Wave on a string: time from y=2mm to -2mm. Amp. & Omega given. Best method?

[deltapapazulu]

Homework Statement

If y(x,t) = (6mm)sin(kx + (600rad/s)t + theta) describes a wave traveling along a string, how much time does any given point on the string take to move between displacements y = +2 mm and y = -2 mm?

All known data are stated in above problem.

Homework Equations

I got the answer by plotting it on a unit circle, which I describe below. But what I want to know is if there is a method particular to the use of the wave function itself to get the same answer?

The Attempt at a Solution

Because sinusoidal wave motion is exactly analogous to rotation in a unit circle, a .006m amplitude corresponds to a .006m radius(r = .006m), which together with y=.002m can be taken as arcsin(y/r) to yield the radian measure from P(x,0) to P(x, .002) on the circle. This = .34 radians. Since the motion is from .002m to -.002m you take .34*2 = .68rad. Then to find the fraction of 600rad you take .68/600 = .00113 which also represents the fraction of s=1 second in 600rad/s. Therefore it takes .00113s or 1.1ms to get from .002m to -.002m .
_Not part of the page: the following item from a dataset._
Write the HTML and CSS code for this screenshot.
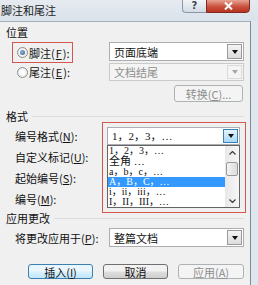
FILE: index.html
```html
<!DOCTYPE html>
<html lang="zh-CN">
<head>
    <meta charset="UTF-8">
    <title>脚注和尾注</title>
    <link rel="stylesheet" href="styles.css">
</head>
<body>
    <div class="window">
        <div class="titlebar">
            <span class="title">脚注和尾注</span>
            <div class="caption">
                <span class="cap-help">?</span>
                <span class="cap-close">
                    <svg width="9" height="8" viewBox="0 0 9 8"><path d="M1 0.5 L8 7.5 M8 0.5 L1 7.5" stroke="#fff" stroke-width="2"/></svg>
                </span>
            </div>
        </div>

        <div class="body">
            <div class="group-title plain">位置</div>
            <div class="row row-first">
                <label class="radio-box marked"><span class="radio checked"></span>脚注(<u>F</u>):</label>
                <div class="combo">
                    <span class="combo-text">页面底端</span>
                    <span class="combo-btn"><i class="tri"></i></span>
                </div>
            </div>
            <div class="row row-second">
                <label class="radio-box"><span class="radio"></span>尾注(<u>E</u>):</label>
                <div class="combo disabled">
                    <span class="combo-text">文档结尾</span>
                    <span class="combo-btn"><i class="tri"></i></span>
                </div>
            </div>
            <div class="row row-convert">
                <button class="btn disabled convert">转换(<u>C</u>)...</button>
            </div>

            <div class="group-title spaced">格式</div>
            <div class="format">
                <div class="labels">
                    <div>编号格式(<u>N</u>):</div>
                    <div>自定义标记(<u>U</u>):</div>
                    <div>起始编号(<u>S</u>):</div>
                    <div>编号(<u>M</u>):</div>
                </div>
                <div class="marked-box">
                    <div class="combo focus">
                        <span class="combo-text list-font">1，2，3，…</span>
                        <span class="combo-btn"><i class="tri"></i></span>
                    </div>
                    <div class="droplist">
                        <div class="items list-font">
                            <div class="item">1，2，3，…</div>
                            <div class="item wide">全角 …</div>
                            <div class="item">a，b，c，…</div>
                            <div class="item selected">A，B，C，…</div>
                            <div class="item">i，ii，iii，…</div>
                            <div class="item">I，II，III，…</div>
                        </div>
                        <div class="scrollbar">
                            <span class="sb-arrow">
                                <svg width="7" height="4" viewBox="0 0 7 4"><path d="M0.5 3.5 L3.5 0.5 L6.5 3.5" fill="none" stroke="#3c3c3c" stroke-width="1.2"/></svg>
                            </span>
                            <span class="sb-thumb"></span>
                            <span class="sb-space"></span>
                            <span class="sb-arrow">
                                <svg width="7" height="4" viewBox="0 0 7 4"><path d="M0.5 0.5 L3.5 3.5 L6.5 0.5" fill="none" stroke="#3c3c3c" stroke-width="1.2"/></svg>
                            </span>
                        </div>
                    </div>
                </div>
            </div>

            <div class="group-title">应用更改</div>
            <div class="row row-apply">
                <span class="apply-label">将更改应用于(<u>P</u>):</span>
                <div class="combo">
                    <span class="combo-text">整篇文档</span>
                    <span class="combo-btn"><i class="tri"></i></span>
                </div>
            </div>

            <div class="buttons">
                <button class="btn default">插入(<u>I</u>)</button>
                <button class="btn">取消</button>
                <button class="btn disabled">应用(<u>A</u>)</button>
            </div>
        </div>
    </div>
</body>
</html>
```

FILE: styles.css
```css
* {
    margin: 0;
    padding: 0;
    box-sizing: border-box;
}

body {
    font-family: "Noto Sans CJK SC", "Noto Sans", sans-serif;
    font-size: 11px;
    color: #111;
    background: #dfe6ee;
}

u {
    text-decoration: underline;
    text-underline-offset: 1px;
}

.window {
    width: 258px;
    height: 285px;
    overflow: hidden;
    background: #dfe6ee;
    display: flex;
    flex-direction: column;
}

/* title bar */
.titlebar {
    height: 21px;
    flex: none;
    position: relative;
    background: linear-gradient(#e6ebf1, #d9e1ea);
}
.title {
    display: block;
    padding: 3px 0 0 1px;
    line-height: 14px;
    color: #1a1a1a;
}
.caption {
    position: absolute;
    top: -1px;
    left: 182px;
    display: flex;
}
.cap-help {
    width: 24px;
    height: 14px;
    border: 1px solid #8a96a3;
    border-right: none;
    border-radius: 0 0 0 4px;
    background: linear-gradient(#f2f5f8, #d3dbe4);
    font-family: "DejaVu Sans", sans-serif;
    font-size: 10px;
    font-weight: bold;
    line-height: 12px;
    text-align: center;
    color: #3a4756;
}
.cap-close {
    width: 44px;
    height: 14px;
    border: 1px solid #7d2a22;
    border-radius: 0 0 4px 0;
    background: linear-gradient(#e8a493, #c9523e 55%, #b8321f);
    display: flex;
    align-items: center;
    justify-content: center;
}

/* dialog body */
.body {
    width: 251px;
    flex: 1;
    background: #f0f0f0;
    border-top: 1px solid #a4afbb;
    border-right: 1px solid #7e8a97;
    padding: 4px 6px 0 6px;
}

.group-title {
    height: 12px;
    line-height: 12px;
    display: flex;
    align-items: center;
    gap: 4px;
}
.group-title::after {
    content: "";
    flex: 1;
    height: 1px;
    background: #dcdcdc;
}
.group-title.plain::after {
    background: none;
}
.group-title.spaced {
    margin-top: 8px;
}

.row {
    display: flex;
}
.row-first {
    margin-top: 4px;
    height: 21px;
    align-items: flex-start;
}
.row-second {
    height: 18px;
    align-items: center;
}
.row-convert {
    margin-top: 4px;
    height: 17px;
    justify-content: flex-end;
}
.row-apply {
    margin-top: 5px;
    height: 17px;
    align-items: center;
}

.radio-box {
    margin-left: 6px;
    width: 61px;
    height: 21px;
    border: 1px solid transparent;
    padding-left: 4px;
    display: flex;
    align-items: center;
    gap: 1px;
    white-space: nowrap;
}
.row-second .radio-box {
    height: 18px;
}
.radio-box.marked {
    border-color: #d2574f;
}
.radio {
    flex: none;
    width: 11px;
    height: 11px;
    border-radius: 50%;
    border: 1px solid #8e8f8f;
    background: radial-gradient(circle, #fff 30%, #dcdcdc);
    position: relative;
}
.radio.checked::after {
    content: "";
    position: absolute;
    left: 2px;
    top: 2px;
    width: 5px;
    height: 5px;
    border-radius: 50%;
    background: radial-gradient(circle at 40% 40%, #8fb6d8, #2a5a8a);
}

/* combo boxes */
.combo {
    flex: none;
    margin-left: auto;
    width: 135px;
    height: 19px;
    background: #fff;
    border: 1px solid #abadb3;
    display: flex;
    align-items: center;
    padding: 1px;
}
.row-second .combo {
    height: 18px;
}
.combo-text {
    flex: 1;
    padding-left: 3px;
    line-height: 14px;
    white-space: nowrap;
}
.combo-btn {
    flex: none;
    width: 15px;
    height: 100%;
    border: 1px solid #9a9a9a;
    background: linear-gradient(#f4f4f4, #dcdcdc);
    display: flex;
    align-items: center;
    justify-content: center;
}
.tri {
    width: 0;
    height: 0;
    border-left: 3px solid transparent;
    border-right: 3px solid transparent;
    border-top: 4px solid #111;
}
.combo.disabled {
    background: #f4f4f4;
    border-color: #cacaca;
    color: #8d8d8d;
}
.combo.disabled .combo-btn {
    border-color: #dadada;
    background: #f4f4f4;
}
.combo.disabled .tri {
    border-top-color: #a6a6a6;
}
.combo.focus {
    margin-left: 0;
    width: 133px;
    height: 18px;
}
.combo.focus .combo-btn {
    border-color: #3c7fb1;
    background: linear-gradient(#e5f4fc, #a7d9f5);
}

/* format section */
.format {
    height: 90px;
    display: grid;
    grid-template-columns: 96px 144px;
}
.labels {
    min-width: 0;
    padding: 4px 0 0 9px;
    line-height: 21px;
    white-space: nowrap;
}
.marked-box {
    width: 144px;
    height: 91px;
    border: 1px solid #d2574f;
    padding: 4px 5px 0 4px;
}
.list-font {
    font-family: "Liberation Serif", "Noto Sans CJK SC", serif;
}
.droplist {
    width: 133px;
    height: 63px;
    background: #fff;
    border: 1px solid #646464;
    display: flex;
}
.items {
    flex: 1;
    min-width: 0;
    overflow: hidden;
}
.item {
    height: 10px;
    line-height: 10px;
    padding-left: 1px;
    white-space: nowrap;
    font-size: 10px;
}
.item.wide {
    height: 11px;
    line-height: 11px;
    font-size: 11px;
}
.item.selected {
    background: #3399ff;
    color: #fff;
}
.scrollbar {
    flex: none;
    width: 14px;
    background: linear-gradient(90deg, #e8e8e8, #f6f6f6);
    display: flex;
    flex-direction: column;
    align-items: center;
}
.sb-arrow {
    height: 13px;
    display: flex;
    align-items: center;
    justify-content: center;
}
.sb-thumb {
    width: 12px;
    height: 14px;
    margin-top: 3px;
    border: 1px solid #9a9a9a;
    border-radius: 2px;
    background: linear-gradient(90deg, #f3f3f3, #dcdcdc);
}
.sb-space {
    flex: 1;
}

.apply-label {
    padding-left: 9px;
    white-space: nowrap;
}

/* buttons */
.btn {
    font-family: inherit;
    font-size: 11px;
    color: #111;
    height: 15px;
    border: 1px solid #707070;
    border-radius: 3px;
    background: linear-gradient(#f2f2f2 45%, #dddddd 55%, #cfcfcf);
    line-height: 12px;
}
.btn.default {
    border-color: #3c7fb1;
    background: linear-gradient(#eaf6fd 45%, #d9f0fc 55%, #bee6fd);
}
.btn.disabled {
    border-color: #adb2b5;
    background: #f4f4f4;
    color: #8d8d8d;
}
.convert {
    width: 69px;
    height: 17px;
    margin-right: 1px;
}
.buttons {
    margin-top: 18px;
    display: flex;
    justify-content: flex-end;
    gap: 10px;
}
.buttons .btn {
    width: 65px;
}
.buttons .btn:last-child {
    width: 66px;
}
```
Is there a more appropriate method for doing this?

 

[kuruman]

Not really. The algebraic method will have you write

2 = (6mm)sin(kx + (600rad/s)t₁ + theta)

solve for t₁ in terms of the arcsine, do the same for t₂ with

-2 = (6mm)sin(kx + (600rad/s)t₂ + theta) and find the difference as

Δt = t₂-t₁=(Arcsin(-1/3)-Arcsin(1/3))/600.

Both methods involve taking the difference between two arcsines.